(STATED TASK): Look through the listing and locate every line containing the word "components"; copy those lines.

(DATA BLOCK):
····················

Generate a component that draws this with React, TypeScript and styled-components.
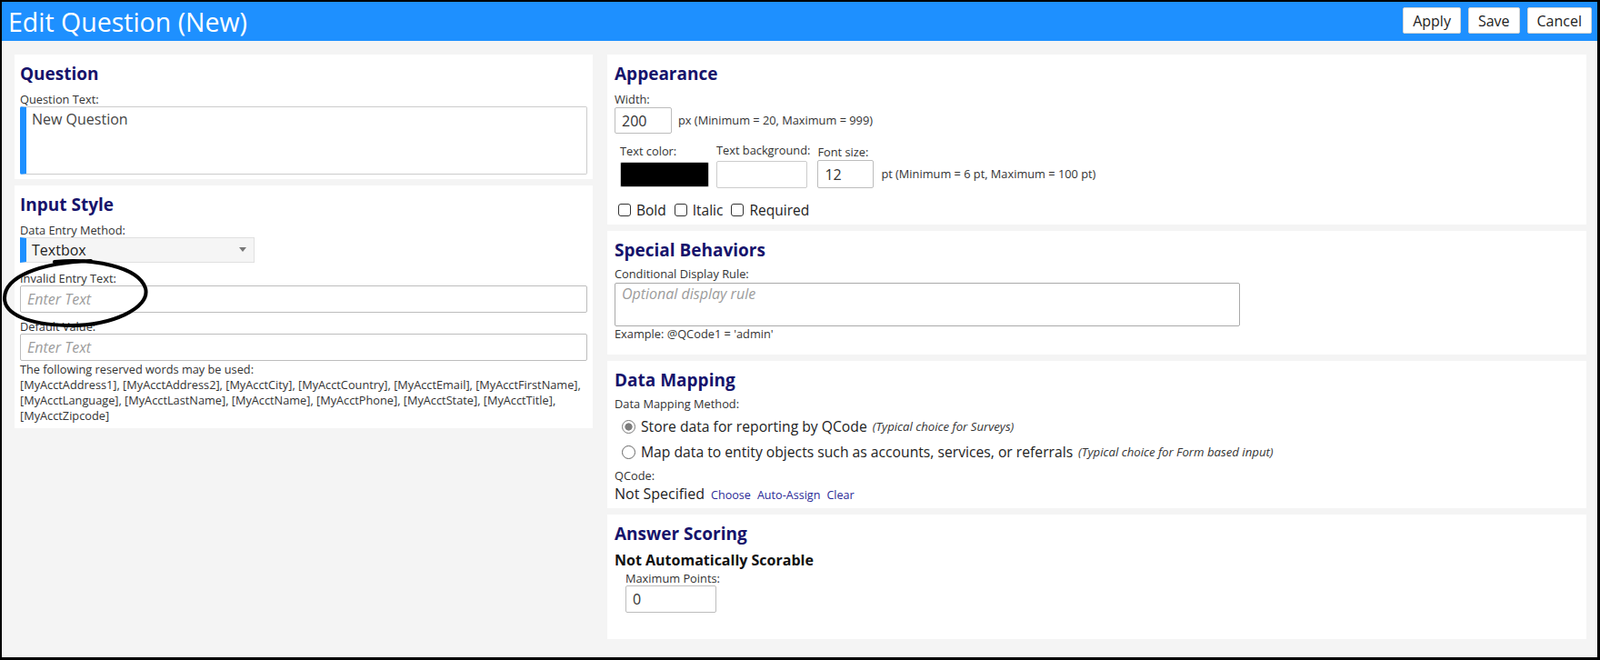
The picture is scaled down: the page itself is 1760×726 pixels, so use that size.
import React from 'react';
import styled, { createGlobalStyle } from 'styled-components';

const GlobalStyle = createGlobalStyle`
  html, body {
    margin: 0;
    padding: 0;
  }
  body {
    font-family: 'Open Sans', 'Noto Sans', sans-serif;
    color: #222;
    background: #fff;
  }
  * {
    box-sizing: border-box;
  }
`;

const RESERVED_WORDS = [
    '[MyAcctAddress1], [MyAcctAddress2], [MyAcctCity], [MyAcctCountry], [MyAcctEmail], [MyAcctFirstName],',
    '[MyAcctLanguage], [MyAcctLastName], [MyAcctName], [MyAcctPhone], [MyAcctState], [MyAcctTitle],',
    '[MyAcctZipcode]',
];

export default function App() {
    return (
        <>
            <GlobalStyle />
            <Frame>
                <Header>
                    <Title>Edit Question (New)</Title>
                    <HeaderActions>
                        <HeaderButton>Apply</HeaderButton>
                        <HeaderButton>Save</HeaderButton>
                        <HeaderButton>Cancel</HeaderButton>
                    </HeaderActions>
                </Header>

                <Workspace>
                    <Column>
                        <Panel $inset={6}>
                            <PanelTitle>Question</PanelTitle>
                            <FieldLabel>Question Text:</FieldLabel>
                            <AccentArea defaultValue="New Question" />
                        </Panel>

                        <Panel $inset={6}>
                            <PanelTitle>Input Style</PanelTitle>
                            <FieldLabel>Data Entry Method:</FieldLabel>
                            <AccentSelect>
                                Textbox
                                <Caret />
                            </AccentSelect>
                            <FieldLabel $top={10}>Invalid Entry Text:</FieldLabel>
                            <TextInput placeholder="Enter Text" />
                            <FieldLabel $top={8}>Default Value:</FieldLabel>
                            <TextInput placeholder="Enter Text" />
                            <ReservedNote>
                                The following reserved words may be used:
                                {RESERVED_WORDS.map((line) => (
                                    <ReservedLine key={line}>{line}</ReservedLine>
                                ))}
                            </ReservedNote>
                        </Panel>
                    </Column>

                    <Column>
                        <Panel>
                            <PanelTitle>Appearance</PanelTitle>
                            <FieldLabel>Width:</FieldLabel>
                            <InlineRow>
                                <TextInput $width={63} $height={29} defaultValue="200" />
                                <Hint>px (Minimum = 20, Maximum = 999)</Hint>
                            </InlineRow>

                            <StyleRow>
                                <StyleCell>
                                    <CellLabel>Text color:</CellLabel>
                                    <Swatch $color="#000" />
                                </StyleCell>
                                <StyleCell>
                                    <CellLabel>Text background:</CellLabel>
                                    <Swatch $color="#fff" $tall />
                                </StyleCell>
                                <StyleCell>
                                    <CellLabel $gap={1}>Font size:</CellLabel>
                                    <TextInput $width={62} $height={31} defaultValue="12" />
                                </StyleCell>
                                <Hint $line={31}>pt (Minimum = 6 pt, Maximum = 100 pt)</Hint>
                            </StyleRow>

                            <CheckRow>
                                <CheckItem>
                                    <Check />
                                    Bold
                                </CheckItem>
                                <CheckItem>
                                    <Check />
                                    Italic
                                </CheckItem>
                                <CheckItem>
                                    <Check />
                                    Required
                                </CheckItem>
                            </CheckRow>
                        </Panel>

                        <Panel>
                            <PanelTitle $gap={5}>Special Behaviors</PanelTitle>
                            <FieldLabel>Conditional Display Rule:</FieldLabel>
                            <RuleArea placeholder="Optional display rule" />
                            <Example>Example: @QCode1 = 'admin'</Example>
                        </Panel>

                        <Panel>
                            <PanelTitle $gap={5}>Data Mapping</PanelTitle>
                            <FieldLabel>Data Mapping Method:</FieldLabel>
                            <RadioList>
                                <RadioItem>
                                    <Radio name="mapping" defaultChecked />
                                    Store data for reporting by QCode
                                    <RadioNote>(Typical choice for Surveys)</RadioNote>
                                </RadioItem>
                                <RadioItem>
                                    <Radio name="mapping" />
                                    Map data to entity objects such as accounts, services, or referrals
                                    <RadioNote>(Typical choice for Form based input)</RadioNote>
                                </RadioItem>
                            </RadioList>
                            <FieldLabel $top={5}>QCode:</FieldLabel>
                            <QCodeRow>
                                <QCodeValue>Not Specified</QCodeValue>
                                <ActionLink>Choose</ActionLink>
                                <ActionLink>Auto-Assign</ActionLink>
                                <ActionLink>Clear</ActionLink>
                            </QCodeRow>
                        </Panel>

                        <Panel>
                            <PanelTitle $gap={5}>Answer Scoring</PanelTitle>
                            <Subhead>Not Automatically Scorable</Subhead>
                            <ScoreField>
                                <FieldLabel>Maximum Points:</FieldLabel>
                                <TextInput $width={100} defaultValue="0" />
                            </ScoreField>
                        </Panel>
                    </Column>
                </Workspace>

                <Annotation viewBox="0 0 166 82" aria-hidden="true">
                    <path
                        d="M58 5 C100 1 150 10 158 34 C164 56 120 76 72 75 C28 74 3 62 3 45 C3 22 40 6 98 4"
                        fill="none"
                        stroke="#000"
                        strokeWidth="4"
                        strokeLinecap="round"
                    />
                </Annotation>
            </Frame>
        </>
    );
}

const Frame = styled.div`
    position: relative;
    width: 1760px;
    height: 726px;
    border: solid #000;
    border-width: 2px 3px 3px 2px;
    background: #f4f4f4;
    overflow: hidden;
`;

const Header = styled.header`
    display: flex;
    align-items: flex-start;
    justify-content: space-between;
    height: 43px;
    padding: 0 6px 0 7px;
    background: #1e90ff;
`;

const Title = styled.h1`
    margin: 0;
    font-size: 28.5px;
    font-weight: 400;
    line-height: 44px;
    color: #fff;
`;

const HeaderActions = styled.div`
    display: flex;
    gap: 8px;
    padding-top: 6px;
`;

const HeaderButton = styled.button`
    height: 29px;
    padding: 0 10px;
    border: 1px solid #d4d4d4;
    border-radius: 2px;
    background: #fff;
    font-family: inherit;
    font-size: 16px;
    color: #222;
    cursor: pointer;
`;

const Workspace = styled.main`
    display: grid;
    grid-template-columns: 636px 1077px;
    column-gap: 16px;
    align-items: start;
    padding: 15px 12px 0 14px;
`;

const Column = styled.div`
    display: flex;
    flex-direction: column;
    gap: 7px;
`;

const Panel = styled.section<{ $inset?: number }>`
    background: #fff;
    padding: 7px ${(p) => p.$inset ?? 8}px 5px;
`;

const PanelTitle = styled.h2<{ $gap?: number }>`
    margin: 0 0 ${(p) => p.$gap ?? 7}px;
    font-size: 19px;
    font-weight: 700;
    line-height: 28px;
    color: #16136b;
`;

const FieldLabel = styled.label<{ $top?: number }>`
    display: block;
    margin-top: ${(p) => p.$top ?? 0}px;
    font-size: 12.8px;
    line-height: 15px;
    color: #333;
`;

const AccentArea = styled.textarea`
    display: block;
    width: 100%;
    height: 75px;
    resize: none;
    border: 1px solid #ccc;
    border-left: 7px solid #1e90ff;
    border-radius: 2px;
    padding: 3px 6px;
    font-family: inherit;
    font-size: 16px;
    line-height: 20px;
    color: #444;
`;

const AccentSelect = styled.div`
    display: flex;
    align-items: center;
    justify-content: space-between;
    width: 258px;
    height: 28px;
    padding: 0 8px 0 6px;
    border: 1px solid #e0e0e0;
    border-left: 7px solid #1e90ff;
    background: #f5f5f5;
    font-size: 16px;
    color: #222;
`;

const Caret = styled.span`
    width: 0;
    height: 0;
    margin-top: -2px;
    border-left: 4.5px solid transparent;
    border-right: 4.5px solid transparent;
    border-top: 5px solid #777;
`;

const TextInput = styled.input<{ $width?: number; $height?: number }>`
    display: block;
    width: ${(p) => (p.$width ? `${p.$width}px` : '100%')};
    height: ${(p) => p.$height ?? 30}px;
    padding: 0 7px;
    border: 1px solid #bdbdbd;
    border-radius: 2px;
    background: #fff;
    font-family: inherit;
    font-size: 16px;
    color: #333;

    &::placeholder {
        color: #9c9c9c;
        font-style: italic;
    }
`;

const ReservedNote = styled.div`
    margin-top: 1px;
    font-size: 12.75px;
    line-height: 17px;
    color: #333;
`;

const ReservedLine = styled.div`
    white-space: nowrap;
`;

const InlineRow = styled.div`
    display: flex;
    align-items: center;
    gap: 7px;
    margin-top: 1px;
`;

const Hint = styled.span<{ $line?: number }>`
    font-size: 12.8px;
    line-height: ${(p) => p.$line ?? 15}px;
    color: #333;
`;

const StyleRow = styled.div`
    display: flex;
    align-items: flex-end;
    margin-top: 11px;
    padding-left: 6px;
    gap: 8px;
`;

const StyleCell = styled.div`
    display: flex;
    flex-direction: column;
`;

const CellLabel = styled.span<{ $gap?: number }>`
    margin-bottom: ${(p) => p.$gap ?? 4}px;
    font-size: 12.8px;
    line-height: 15px;
    color: #333;
    white-space: nowrap;
`;

const Swatch = styled.div<{ $color: string; $tall?: boolean }>`
    width: ${(p) => (p.$tall ? 100 : 98)}px;
    height: ${(p) => (p.$tall ? 30 : 28)}px;
    margin-bottom: ${(p) => (p.$tall ? 0 : 1)}px;
    border: 1px solid #ccc;
    border-radius: 2px;
    background: ${(p) => p.$color};
`;

const CheckRow = styled.div`
    display: flex;
    align-items: center;
    gap: 9px;
    margin: 14px 0 1px;
    padding-left: 4px;
`;

const CheckItem = styled.label`
    display: flex;
    align-items: center;
    gap: 6px;
    font-size: 15.5px;
    line-height: 20px;
    color: #222;
`;

const Check = styled.input.attrs({ type: 'checkbox' })`
    appearance: none;
    margin: 0;
    width: 14px;
    height: 14px;
    border: 1px solid #333;
    border-radius: 3px;
    background: #fff;
`;

const RuleArea = styled.textarea`
    display: block;
    width: 688px;
    height: 48px;
    margin-top: 2px;
    resize: none;
    padding: 1px 7px;
    border: 1px solid #aaa;
    border-radius: 2px;
    font-family: inherit;
    font-size: 16px;
    line-height: 20px;

    &::placeholder {
        color: #9c9c9c;
        font-style: italic;
    }
`;

const Example = styled.div`
    margin: 1px 0 10px;
    font-size: 12.8px;
    line-height: 15px;
    color: #333;
`;

const RadioList = styled.div`
    display: flex;
    flex-direction: column;
    margin-top: 3px;
`;

const RadioItem = styled.label`
    display: flex;
    align-items: center;
    gap: 6px;
    padding-left: 8px;
    font-size: 15.7px;
    line-height: 28px;
    color: #222;
`;

const Radio = styled.input.attrs({ type: 'radio' })`
    appearance: none;
    flex: none;
    margin: 0;
    width: 15px;
    height: 15px;
    border: 1px solid #666;
    border-radius: 50%;
    background: #fff;

    &:checked {
        border-color: #777;
        background: radial-gradient(circle, #7d7d7d 0 3.8px, #fff 4.4px);
    }
`;

const RadioNote = styled.em`
    font-size: 13.2px;
    color: #333;
`;

const QCodeRow = styled.div`
    display: flex;
    align-items: baseline;
    gap: 7px;
    margin: 2px 0 1px;
`;

const QCodeValue = styled.span`
    font-size: 16px;
    line-height: 20px;
    color: #222;
`;

const ActionLink = styled.a`
    font-size: 12.6px;
    color: #2b2a97;
    cursor: pointer;
`;

const Subhead = styled.div`
    font-size: 16px;
    font-weight: 700;
    line-height: 20px;
    color: #111;
`;

const ScoreField = styled.div`
    margin: 3px 0 24px;
    padding-left: 12px;
`;

const Annotation = styled.svg`
    position: absolute;
    left: 0;
    top: 281px;
    width: 166px;
    height: 82px;
    overflow: visible;
    pointer-events: none;
`;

····················

(WORKED ANSWER):
Generate a component that draws this with React, TypeScript and styled-components.
import styled, { createGlobalStyle } from 'styled-components';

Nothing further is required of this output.